> **Aim of the exercise**: For the data below, report the number of lines that contain the string "styles" and nothing else.

-- Begin Dataset extract --

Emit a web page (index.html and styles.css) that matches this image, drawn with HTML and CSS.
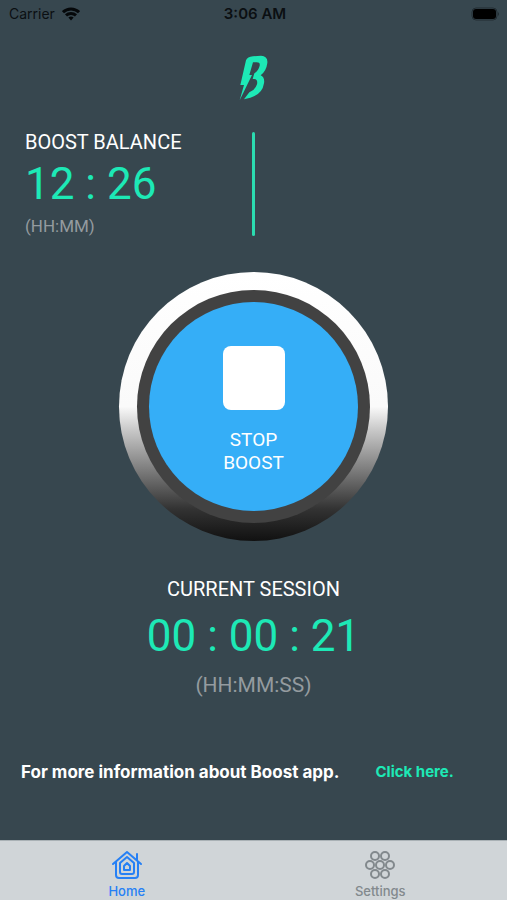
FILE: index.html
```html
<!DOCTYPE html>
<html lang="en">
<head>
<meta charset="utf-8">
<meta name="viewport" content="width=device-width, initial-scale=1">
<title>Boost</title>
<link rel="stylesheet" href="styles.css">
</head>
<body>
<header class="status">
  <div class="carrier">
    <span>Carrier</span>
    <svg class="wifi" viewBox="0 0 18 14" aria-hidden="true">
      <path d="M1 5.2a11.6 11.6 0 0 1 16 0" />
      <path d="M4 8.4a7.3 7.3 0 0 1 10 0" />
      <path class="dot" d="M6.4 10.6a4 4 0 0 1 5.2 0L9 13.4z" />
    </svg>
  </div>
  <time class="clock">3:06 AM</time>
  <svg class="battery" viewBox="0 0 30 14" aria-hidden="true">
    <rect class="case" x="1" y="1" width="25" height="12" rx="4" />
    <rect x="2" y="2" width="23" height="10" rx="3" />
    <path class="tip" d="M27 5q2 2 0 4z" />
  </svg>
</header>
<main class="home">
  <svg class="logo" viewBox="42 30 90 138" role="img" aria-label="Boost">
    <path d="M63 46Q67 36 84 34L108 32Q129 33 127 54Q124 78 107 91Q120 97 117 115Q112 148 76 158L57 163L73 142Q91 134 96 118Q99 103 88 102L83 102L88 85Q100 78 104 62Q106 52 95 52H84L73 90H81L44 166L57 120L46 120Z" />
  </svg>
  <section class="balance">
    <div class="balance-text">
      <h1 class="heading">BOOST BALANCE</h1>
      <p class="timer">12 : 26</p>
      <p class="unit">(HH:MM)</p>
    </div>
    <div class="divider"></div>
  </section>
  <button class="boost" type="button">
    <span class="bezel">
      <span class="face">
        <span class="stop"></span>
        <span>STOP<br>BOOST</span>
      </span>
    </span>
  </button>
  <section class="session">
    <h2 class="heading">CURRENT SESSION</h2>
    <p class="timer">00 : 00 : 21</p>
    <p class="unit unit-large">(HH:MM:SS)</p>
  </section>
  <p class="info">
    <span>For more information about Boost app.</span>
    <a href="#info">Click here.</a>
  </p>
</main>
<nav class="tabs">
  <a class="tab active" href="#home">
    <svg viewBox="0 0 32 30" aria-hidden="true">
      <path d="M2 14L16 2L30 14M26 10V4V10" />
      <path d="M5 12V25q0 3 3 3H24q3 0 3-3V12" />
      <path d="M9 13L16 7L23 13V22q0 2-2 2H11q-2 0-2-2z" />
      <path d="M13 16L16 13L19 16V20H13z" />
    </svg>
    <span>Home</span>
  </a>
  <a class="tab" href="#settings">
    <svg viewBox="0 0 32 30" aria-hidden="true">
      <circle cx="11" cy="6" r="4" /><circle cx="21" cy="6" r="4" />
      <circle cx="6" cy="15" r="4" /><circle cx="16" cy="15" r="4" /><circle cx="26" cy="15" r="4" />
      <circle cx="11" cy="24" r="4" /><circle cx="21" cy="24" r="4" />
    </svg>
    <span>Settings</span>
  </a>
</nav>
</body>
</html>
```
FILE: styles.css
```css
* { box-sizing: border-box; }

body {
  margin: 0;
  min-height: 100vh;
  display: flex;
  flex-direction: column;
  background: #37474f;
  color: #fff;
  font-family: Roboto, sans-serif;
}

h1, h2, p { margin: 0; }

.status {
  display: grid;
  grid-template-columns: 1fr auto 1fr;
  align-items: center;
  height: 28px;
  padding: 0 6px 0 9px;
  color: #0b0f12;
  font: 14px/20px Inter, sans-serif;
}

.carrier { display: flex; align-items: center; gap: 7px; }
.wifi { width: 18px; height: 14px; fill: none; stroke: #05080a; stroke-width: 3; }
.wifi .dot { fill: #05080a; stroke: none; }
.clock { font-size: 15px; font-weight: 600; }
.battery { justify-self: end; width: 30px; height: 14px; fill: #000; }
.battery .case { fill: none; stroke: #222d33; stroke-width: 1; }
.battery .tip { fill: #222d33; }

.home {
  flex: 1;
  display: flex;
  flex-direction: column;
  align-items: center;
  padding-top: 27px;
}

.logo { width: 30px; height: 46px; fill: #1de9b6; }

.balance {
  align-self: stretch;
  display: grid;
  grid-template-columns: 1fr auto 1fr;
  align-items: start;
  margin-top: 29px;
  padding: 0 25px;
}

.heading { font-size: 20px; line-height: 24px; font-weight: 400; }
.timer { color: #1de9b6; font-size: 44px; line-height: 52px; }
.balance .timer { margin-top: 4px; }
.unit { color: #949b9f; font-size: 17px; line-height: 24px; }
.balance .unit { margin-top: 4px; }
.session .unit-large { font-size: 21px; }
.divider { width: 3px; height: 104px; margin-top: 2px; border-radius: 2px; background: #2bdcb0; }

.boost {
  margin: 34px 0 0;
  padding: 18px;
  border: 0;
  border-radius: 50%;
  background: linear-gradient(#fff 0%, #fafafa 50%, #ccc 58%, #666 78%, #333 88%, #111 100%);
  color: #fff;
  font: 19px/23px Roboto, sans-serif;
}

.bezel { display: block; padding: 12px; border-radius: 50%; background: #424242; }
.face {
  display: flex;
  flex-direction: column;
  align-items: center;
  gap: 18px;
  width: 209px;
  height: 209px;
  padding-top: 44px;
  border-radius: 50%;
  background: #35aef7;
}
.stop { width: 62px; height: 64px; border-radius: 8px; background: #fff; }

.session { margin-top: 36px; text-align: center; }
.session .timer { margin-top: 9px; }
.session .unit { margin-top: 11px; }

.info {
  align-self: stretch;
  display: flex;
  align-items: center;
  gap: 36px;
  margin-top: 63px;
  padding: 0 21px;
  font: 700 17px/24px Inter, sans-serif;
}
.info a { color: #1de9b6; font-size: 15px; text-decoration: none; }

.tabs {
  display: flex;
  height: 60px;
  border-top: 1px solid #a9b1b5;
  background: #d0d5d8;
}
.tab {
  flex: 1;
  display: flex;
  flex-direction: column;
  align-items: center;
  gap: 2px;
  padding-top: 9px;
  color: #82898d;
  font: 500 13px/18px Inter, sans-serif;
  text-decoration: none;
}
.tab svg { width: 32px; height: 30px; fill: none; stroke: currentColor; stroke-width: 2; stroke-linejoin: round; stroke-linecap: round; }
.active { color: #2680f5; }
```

-- End Dataset extract --

> **Right answer**: 3